• Ford's Ranger Thunder joins the Wheels24 long-term garage.
• The bi-turbo engine is mated to a 4x4 drivetrain.
• The Thunder has covered 2000km in two weeks.
• For more motoring stories, go to www.Wheels24.co.za
Little over a month ago, Ford launched its new Ranger Thunder in South Africa. There was a fair amount of excitement around it, given the bakkie's exclusive nature and its uniqueness in the Ranger line-up.
The Ranger Thunder is based on the Ranger Wildtrak and has several features you'd find on said vehicle.
Inside, the Wildtrak's orange stitching has been replaced by red stitching, and 'Thunder' has been embroidered into the front seats. The rest of the cabin is standard Ranger, but the driver's seat can be adjusted electronically. All-around electric windows, as well as Android Auto and Apple CarPlay, are standard.
Glancing at the exterior, you'd quickly note the red 'nostrils' on the grille. This is to give the Thunder its distinct personality and to make it instantly recognizable in a sea of bakkies. And we can attest that the red inserts on the grille do attract a fair amount of attention. At the bottom corner of the front doors, you'll find 'Thunder' nomenclature, but the letters have a 3D-effect about them, which is pretty cool.
At the rear, 'Thunder' has also been brought on to the tailgate, and red inserts adorn the bottom-end of the sports bar atop the loading bay. A retractable tonneau cover is standard, too.
We'd like to name our Ranger Thunder and want you, our readers, to come up with one. Email us your suggestions!
2020 Ford Ranger Thunder (Wheels24 / Charlen Raymond)
It's been two weeks that the Thunder has been in the Wheels24 garage, but already it has covered almost 2000km. The bakkie already did duty hauling some pallets around for garden box builds, and it covered a road trip to Plettenberg Bay and back via the R340 background between Plett and Uniondale.

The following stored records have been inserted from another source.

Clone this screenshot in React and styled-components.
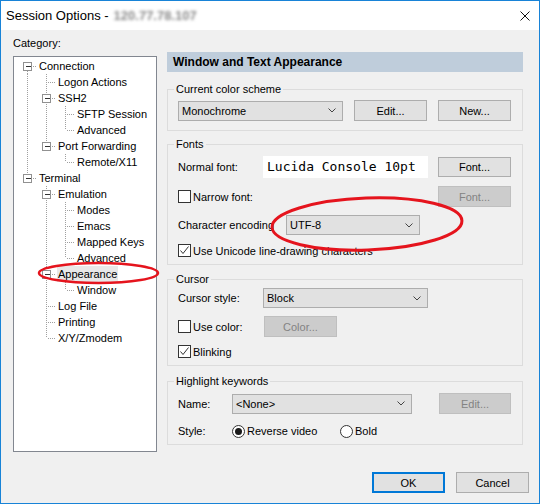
import React from 'react'
import styled, { createGlobalStyle } from 'styled-components'

const Global = createGlobalStyle`
  html, body { margin: 0; padding: 0; background: #fff; }
  body {
    font-family: "Liberation Sans", Arial, sans-serif;
    font-size: 11px;
    color: #000;
  }
  * { box-sizing: border-box; }
`

const Window = styled.div`
  position: relative;
  width: 540px;
  height: 504px;
  border: 1px solid #1883d7;
  background: #f0f0f0;
  display: flex;
  flex-direction: column;
  overflow: hidden;
`

const TitleBar = styled.div`
  height: 29px;
  flex-shrink: 0;
  background: #fff;
  display: flex;
  align-items: center;
  padding-left: 5px;
  font-size: 13px;
`

const HostName = styled.span`
  margin-left: 5px;
  color: #8a8a8a;
  font-weight: bold;
  filter: blur(1.4px);
`

const CloseBtn = styled.div`
  margin-left: auto;
  margin-right: 9px;
  display: flex;
  align-items: center;
`

const Body = styled.div`
  flex: 1;
  display: flex;
  flex-direction: column;
  padding: 6px 0 10px 12px;
`

const Main = styled.div`
  display: flex;
  gap: 10px;
`

const LeftCol = styled.div`
  width: 144px;
  display: flex;
  flex-direction: column;
`

const Caption = styled.div`
  height: 14px;
  line-height: 14px;
  margin-bottom: 6px;
`

const TreeBox = styled.div`
  height: 396px;
  background: #fff;
  border: 1px solid #828790;
  padding: 1px 0 0 4px;
`

const TreeRow = styled.div`
  display: flex;
  align-items: center;
  height: 16px;
  line-height: 16px;
`

const TreeLabel = styled.span`
  margin-left: 1px;
  padding: 0 1px;
  white-space: nowrap;
  background: ${(p) => (p.$selected ? '#e8e8e8' : 'transparent')};
`

const RightCol = styled.div`
  width: 356px;
  padding-top: 16px;
  display: flex;
  flex-direction: column;
`

const PanelHeader = styled.div`
  height: 20px;
  line-height: 20px;
  background: #bfcddb;
  padding-left: 6px;
  font-weight: bold;
  font-size: 12px;
`

const Group = styled.fieldset`
  margin: ${(p) => p.$mt || 7}px 0 0 0;
  padding: 0 11px ${(p) => p.$pb || 6}px 10px;
  border: 1px solid #dcdcdc;
  min-width: 0;
`

const Legend = styled.legend`
  margin-left: -4px;
  padding: 0 2px;
  line-height: 14px;
  font-size: 11px;
`

const Row = styled.div`
  display: flex;
  align-items: center;
  height: ${(p) => p.$h}px;
  margin-top: ${(p) => p.$mt || 0}px;
`

const Label = styled.span`
  width: ${(p) => (p.$w ? `${p.$w}px` : 'auto')};
  flex-shrink: 0;
  white-space: nowrap;
`

const Select = styled.div`
  width: ${(p) => p.$w}px;
  height: 20px;
  background: #e1e1e1;
  border: 1px solid #adadad;
  display: flex;
  align-items: center;
  justify-content: space-between;
  padding: 0 6px 0 3px;
  flex-shrink: 0;
`

const Button = styled.div`
  width: ${(p) => p.$w || 73}px;
  height: ${(p) => p.$h || 21}px;
  margin-left: ${(p) => (p.$auto ? 'auto' : `${p.$ml || 0}px`)};
  flex-shrink: 0;
  display: flex;
  align-items: center;
  justify-content: center;
  background: ${(p) => (p.$disabled ? '#cccccc' : '#e1e1e1')};
  border: 1px solid ${(p) => (p.$disabled ? '#bfbfbf' : p.$default ? '#0078d7' : '#adadad')};
  box-shadow: ${(p) => (p.$default ? 'inset 0 0 0 1px #0078d7' : 'none')};
  color: ${(p) => (p.$disabled ? '#838383' : '#000')};
`

const FontPreview = styled.div`
  width: 165px;
  height: 22px;
  background: #fff;
  padding-left: 4px;
  font-family: "DejaVu Sans Mono", "Liberation Mono", monospace;
  font-size: 13px;
  line-height: 22px;
  flex-shrink: 0;
`

const Check = styled.span`
  display: inline-flex;
  align-items: center;
  justify-content: center;
  width: 13px;
  height: 13px;
  border: 1px solid #333;
  background: #fff;
  margin-right: 2px;
  flex-shrink: 0;
`

const CheckLabel = styled.label`
  display: inline-flex;
  align-items: center;
  width: ${(p) => (p.$w ? `${p.$w}px` : 'auto')};
  flex-shrink: 0;
  white-space: nowrap;
`

const Radio = styled.span`
  display: inline-flex;
  align-items: center;
  justify-content: center;
  width: 13px;
  height: 13px;
  border: 1px solid #333;
  border-radius: 50%;
  background: #fff;
  margin-right: 2px;
  flex-shrink: 0;

  &::after {
    content: '';
    display: ${(p) => (p.$on ? 'block' : 'none')};
    width: 7px;
    height: 7px;
    border-radius: 50%;
    background: #1a1a1a;
  }
`

const Footer = styled.div`
  display: flex;
  justify-content: flex-end;
  gap: 11px;
  margin-top: 20px;
  padding-right: 10px;
`

const Marks = styled.svg`
  position: absolute;
  left: -1px;
  top: -1px;
  pointer-events: none;
`

const Chevron = () => (
  <svg width="8" height="5" viewBox="0 0 8 5">
    <polyline points="0.5,0.5 4,4 7.5,0.5" fill="none" stroke="#444" strokeWidth="1" />
  </svg>
)

const Tick = () => (
  <svg width="11" height="11" viewBox="0 0 11 11">
    <polyline points="1.5,5.5 4,8.5 9.5,1.5" fill="none" stroke="#333" strokeWidth="1" />
  </svg>
)

const CheckBox = ({ checked, children, w }) => (
  <CheckLabel $w={w}>
    <Check>{checked && <Tick />}</Check>
    {children}
  </CheckLabel>
)

const RadioBtn = ({ on, children, w }) => (
  <CheckLabel $w={w}>
    <Radio $on={on} />
    {children}
  </CheckLabel>
)

const tree = [
  { label: 'Connection', level: 0, kids: true, first: true, guides: [] },
  { label: 'Logon Actions', level: 1, guides: [true] },
  { label: 'SSH2', level: 1, kids: true, guides: [true] },
  { label: 'SFTP Session', level: 2, guides: [true, true] },
  { label: 'Advanced', level: 2, last: true, guides: [true, true] },
  { label: 'Port Forwarding', level: 1, kids: true, last: true, guides: [true] },
  { label: 'Remote/X11', level: 2, last: true, guides: [true, false] },
  { label: 'Terminal', level: 0, kids: true, last: true, guides: [] },
  { label: 'Emulation', level: 1, kids: true, guides: [false] },
  { label: 'Modes', level: 2, guides: [false, true] },
  { label: 'Emacs', level: 2, guides: [false, true] },
  { label: 'Mapped Keys', level: 2, guides: [false, true] },
  { label: 'Advanced', level: 2, last: true, guides: [false, true] },
  { label: 'Appearance', level: 1, kids: true, selected: true, guides: [false] },
  { label: 'Window', level: 2, last: true, guides: [false, true] },
  { label: 'Log File', level: 1, guides: [false] },
  { label: 'Printing', level: 1, guides: [false] },
  { label: 'X/Y/Zmodem', level: 1, last: true, guides: [false] },
]

const dots = { stroke: '#a0a0a0', strokeWidth: 1, strokeDasharray: '1 1', shapeRendering: 'crispEdges' }

const Connector = ({ node }) => {
  const w = 19 * (node.level + 1)
  const cx = 19 * node.level + 9.5
  return (
    <svg width={w} height="16" style={{ flexShrink: 0 }}>
      {node.guides.map((g, i) =>
        g ? <line key={i} x1={19 * i + 9.5} y1="0" x2={19 * i + 9.5} y2="16" {...dots} /> : null
      )}
      <line x1={cx} y1={node.first ? 9 : 0} x2={cx} y2={node.last ? 8 : 16} {...dots} />
      <line x1={cx + 1} y1="8.5" x2={w} y2="8.5" {...dots} />
      {node.kids && (
        <g shapeRendering="crispEdges">
          <rect x={cx - 4} y="4.5" width="8" height="8" fill="#fff" stroke="#919191" />
          <line x1={cx - 2} y1="8.5" x2={cx + 3} y2="8.5" stroke="#333" />
        </g>
      )}
    </svg>
  )
}

const App = () => {
  return (
    <Window>
      <Global />
      <TitleBar>
        Session Options -<HostName>120.77.78.107</HostName>
        <CloseBtn>
          <svg width="10" height="10" viewBox="0 0 10 10">
            <path d="M0.5 0.5 L9.5 9.5 M9.5 0.5 L0.5 9.5" stroke="#111" strokeWidth="1" />
          </svg>
        </CloseBtn>
      </TitleBar>
      <Body>
        <Main>
          <LeftCol>
            <Caption>Category:</Caption>
            <TreeBox>
              {tree.map((node, i) => (
                <TreeRow key={i}>
                  <Connector node={node} />
                  <TreeLabel $selected={node.selected}>{node.label}</TreeLabel>
                </TreeRow>
              ))}
            </TreeBox>
          </LeftCol>
          <RightCol>
            <PanelHeader>Window and Text Appearance</PanelHeader>

            <Group $mt={10} $pb={9}>
              <Legend>Current color scheme</Legend>
              <Row $h={21} $mt={4}>
                <Select $w={165}>
                  Monochrome
                  <Chevron />
                </Select>
                <Button $ml={11}>Edit...</Button>
                <Button $ml={11}>New...</Button>
              </Row>
            </Group>

            <Group $mt={6} $pb={5}>
              <Legend>Fonts</Legend>
              <Row $h={22} $mt={5}>
                <Label $w={85}>Normal font:</Label>
                <FontPreview>Lucida Console 10pt</FontPreview>
                <Button $ml={10} $h={20}>Font...</Button>
              </Row>
              <Row $h={21} $mt={8}>
                <CheckBox>Narrow font:</CheckBox>
                <Button $auto $disabled>Font...</Button>
              </Row>
              <Row $h={20} $mt={8}>
                <Label $w={108}>Character encoding</Label>
                <Select $w={134}>
                  UTF-8
                  <Chevron />
                </Select>
              </Row>
              <Row $h={17} $mt={7}>
                <CheckBox checked>Use Unicode line-drawing characters</CheckBox>
              </Row>
            </Group>

            <Group $mt={7} $pb={6}>
              <Legend>Cursor</Legend>
              <Row $h={20} $mt={2}>
                <Label $w={85}>Cursor style:</Label>
                <Select $w={165}>
                  Block
                  <Chevron />
                </Select>
              </Row>
              <Row $h={21} $mt={8}>
                <CheckBox w={86}>Use color:</CheckBox>
                <Button $disabled>Color...</Button>
              </Row>
              <Row $h={15} $mt={7}>
                <CheckBox checked>Blinking</CheckBox>
              </Row>
            </Group>

            <Group $mt={8} $pb={6}>
              <Legend>Highlight keywords</Legend>
              <Row $h={21} $mt={5}>
                <Label $w={54}>Name:</Label>
                <Select $w={180}>
                  &lt;None&gt;
                  <Chevron />
                </Select>
                <Button $auto $w={72} $disabled>Edit...</Button>
              </Row>
              <Row $h={14} $mt={10}>
                <Label $w={54}>Style:</Label>
                <RadioBtn on w={108}>Reverse video</RadioBtn>
                <RadioBtn>Bold</RadioBtn>
              </Row>
            </Group>
          </RightCol>
        </Main>
        <Footer>
          <Button $default>OK</Button>
          <Button>Cancel</Button>
        </Footer>
      </Body>
      <Marks width="540" height="504">
        <ellipse cx="98.5" cy="273" rx="59.5" ry="10" fill="none" stroke="#e5141d" strokeWidth="2.5" />
        <ellipse
          cx="367"
          cy="224"
          rx="95"
          ry="26"
          fill="none"
          stroke="#e5141d"
          strokeWidth="3"
          transform="rotate(-2 367 224)"
        />
      </Marks>
    </Window>
  )
}

export default App
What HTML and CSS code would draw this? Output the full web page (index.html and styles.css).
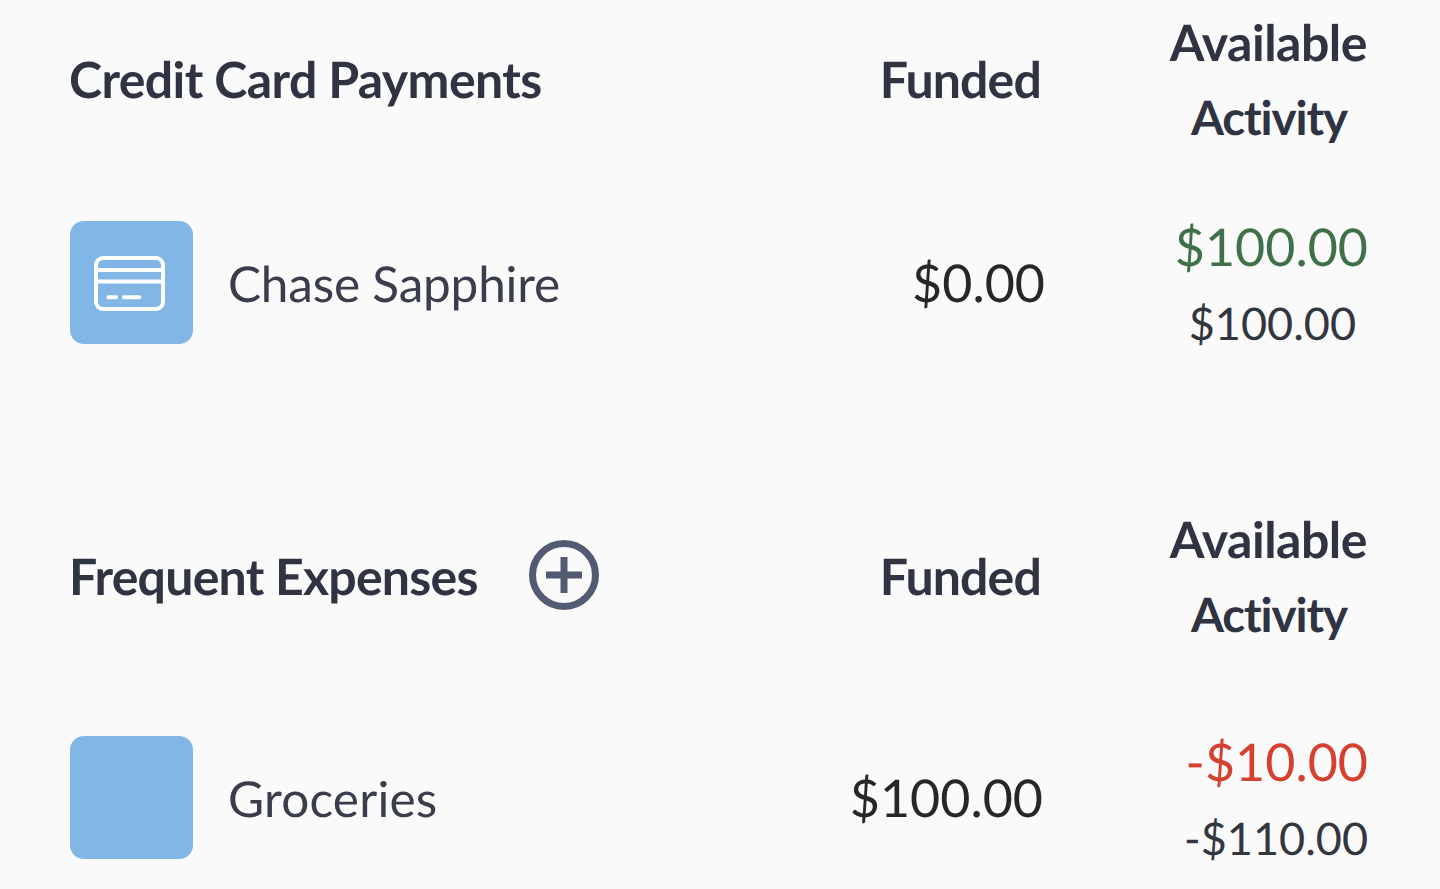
FILE: index.html
```html
<!DOCTYPE html>
<html lang="en">
<head>
<meta charset="utf-8">
<title>Budget</title>
<link rel="stylesheet" href="styles.css">
</head>
<body>
<section class="group group-first">
  <header class="row head">
    <div class="title"><h2>Credit Card Payments</h2></div>
    <div class="funded-h">Funded</div>
    <div class="avail-h"><span>Available</span><span>Activity</span></div>
  </header>
  <div class="row item">
    <div class="title">
      <div class="tile">
        <svg class="card" viewBox="0 0 71 55" fill="none" stroke="#fff" stroke-width="4" stroke-linecap="round" stroke-linejoin="round"><rect x="2" y="2" width="67" height="51" rx="7"/><path d="M2 14H69M2 25.6H69M14.4 41.3H22M30 41.3H45.4"/></svg>
      </div>
      <span class="name name-long">Chase Sapphire</span>
    </div>
    <div class="funded">$0.00</div>
    <div class="avail"><span class="big pos">$100.00</span><span class="small inset">$100.00</span></div>
  </div>
</section>
<section class="group group-second">
  <header class="row head">
    <div class="title"><h2 class="h2-tight">Frequent Expenses</h2>
      <svg class="plus" viewBox="0 0 70 70" fill="none" stroke="#535a73" stroke-width="7"><circle cx="35" cy="35" r="31.5"/><path d="M35 17V53M17 35H53"/></svg>
    </div>
    <div class="funded-h">Funded</div>
    <div class="avail-h"><span>Available</span><span>Activity</span></div>
  </header>
  <div class="row item">
    <div class="title">
      <div class="tile"></div>
      <span class="name name-short">Groceries</span>
    </div>
    <div class="funded tight">$100.00</div>
    <div class="avail"><span class="big neg">-$10.00</span><span class="small">-$110.00</span></div>
  </div>
</section>
</body>
</html>
```
FILE: styles.css
```css
html, body { margin: 0; padding: 0; height: 889px; overflow: hidden; background: #fafafb; }
body { font-family: Lato, sans-serif; color: #2f3342; padding: 0 72px 0 70px; text-rendering: geometricPrecision; }
.group-first { padding-top: 5px; }
.group-second { margin-top: 158px; }
.row { display: flex; align-items: center; }
.title { flex: 1; display: flex; align-items: center; }
.head { height: 150px; font-size: 50px; font-weight: 700; letter-spacing: -0.6px; }
h2 { margin: -2px 0 0 -1px; font: inherit; }
.h2-tight { letter-spacing: -0.76px; }
.funded-h { width: 300px; text-align: right; margin: -2px 4px 0 0; letter-spacing: -0.85px; }
.funded { width: 300px; text-align: right; font-size: 52px; color: #26272b; padding-top: 1px; }
.tight { margin-right: 2px; width: 298px; }
.avail-h, .avail { width: 323px; display: flex; flex-direction: column; align-items: flex-end; }
.avail-h { line-height: 75px; margin-top: -1px; }
.avail-h span:first-child { margin-right: 1px; letter-spacing: -0.5px; }
.avail-h span:last-child { margin: 0 21px 0 0; font-size: 47.5px; letter-spacing: -1.1px; }
.avail { padding-top: 5px; }
.item { height: 123px; margin-top: 66px; }
.group-second .item { margin-top: 84px; }
.tile { width: 122.5px; height: 123px; border-radius: 14px; background: #81b6e6; display: flex; align-items: center; justify-content: center; flex: none; }
.card { width: 71px; height: 55px; margin: 2px 3px 0 0; }
.name { margin-left: 35.5px; font-size: 49.5px; color: #3a3d4b; padding-top: 1px; }
.name-long { letter-spacing: -0.2px; }
.name-short { letter-spacing: 0.2px; }
.big { font-size: 52px; line-height: 75px; }
.small { font-size: 45px; line-height: 76px; color: #33363f; }
.inset { margin-right: 12px; }
.pos { color: #3f7048; }
.neg { color: #d6412f; }
.plus { width: 70px; height: 70px; margin-left: 51px; margin-top: -4px; }
```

All the while, Wheels24 team members found the bit-turbo 2.0-litre diesel engine to be efficient in its task. The 500Nm the engine churns out, especially, makes light work of any duty. On the open road, though, there is a bit of turbo lag, but it tends to become a distant memory as soon as the 10-speed automatic gearbox hooks the right gear. The engine produces 157kW.
Over the coming weeks, we will put the bakkie through its paces, as well as take on several off-road courses to test its abilities off the beaten track.